Due to the plethora of commercial UAV-borne sensors, challenges still remain in streamlining processing workflow, and many of this workflow are inevitably sensor and platform-specific. There is thus a need for greater open access to UAV data and workflows such that the development of software and water retrieval algorithms for UAV imagery could be more streamlined for higher applicability to various sources of UAV imagery. As such, there is a need for commercial UAV-borne sensor manufacturers and users to follow the Findability, Accessibility, Interoperability and Reusability (FAIR) principles to improve reproducibility [54,55]. For example, the Multiscale Observation Networks for Optical Monitoring of Coastal Waters, Lakes and Estuaries (MONOCLE) ecosystem follows the FAIR principles for water quality monitoring through various in situ sensors and provides data access for streamlined monitoring by agencies and research organisations.

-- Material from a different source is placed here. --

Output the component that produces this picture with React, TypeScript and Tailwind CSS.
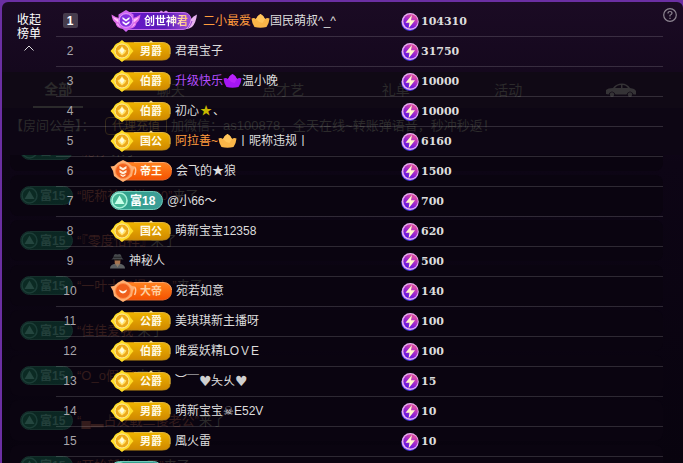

Other challenges in sharing UAV data include potential infringement of personal data and privacy issues [54], the massive data storage required on a cloud platform, maintenance of assets and standardization of metadata. Such practices are standardized for satellite products, but are largely lacking for UAV products. However, platforms such as the Open Aerial Map are one of the first few open services to make headway in this promising direction by providing access to openly licensed imagery. Other organisations such as MicaSense have open-sourced their code, which demonstrates how various metadata is stored and accessed in the images and, therefore, provides greater customizability for the consumers. However, such open-source frameworks for push-broom hyperspectral data are still relatively rare so far, as hyperspectral systems produced by various OEMs typically produce their own proprietary software to manage and process various output data. With further transparency and sharing of frameworks, the adoption of UAV imagery for monitoring/mapping applications can be further enhanced in the future.

5. Conclusions

In this study, CoastalWQL is developed as an automated workflow for UAV-hyperspectral water quality monitoring to address the problem of image mosaicking over largely homogenous surfaces, especially under restrictive conditions in the coastal environment where image alignment via GCPs is not possible on the water surface and land features are not always available. In these circumstances, various previous studies typically employed their own pre-processing routine, which can be an arduous process requiring significant time and resources. To promote the common adoption of UAV-hyperspectral monitoring in the coastal environment, CoastalWQL has been made open-source to provide a complete pipeline for the reflectance products, with essential pre-processing procedures such as radiometric correction, masking of non-water objects and sun glint correction for water quality monitoring applications.

To validate the applicability of the developed workflow, coastal turbidity monitoring was conducted in Singapore using a UAV-borne push-broom hyperspectral sensor, and CoastalWQL was applied for the aforementioned pre-processing procedures. Turbidity retrieval using a semi-empirical model was conducted at each step of the pre-processing workflow to evaluate the effectiveness of each pre-processing procedure, and the retrieved turbidity was validated against in-situ turbidity measurements. Turbidity retrieval was found to be the most optimal at 715 nm, and turbidity prediction improved by 46.5%, with RMSE reduced significantly from 8.562 FNU to 4.579 FNU and R² improving from 0.594 to 0.884 after applying the essential pre-processing workflow. It was observed that de-striping of the hyperspectral imagery and radiometric correction provided the largest marginal improvement to turbidity retrieval and are essential pre-processing steps.

CoastalWQL aims to facilitate and address similar issues experienced by the community involved in UAV-based hyperspectral water quality monitoring. It is also envisioned that other open-source frameworks for processing push-broom hyperspectral imagery in monitoring water quality via UAVs and push-broom HSIs can subsequently be created in a similar manner to improve accessibility for the public, industry and researchers.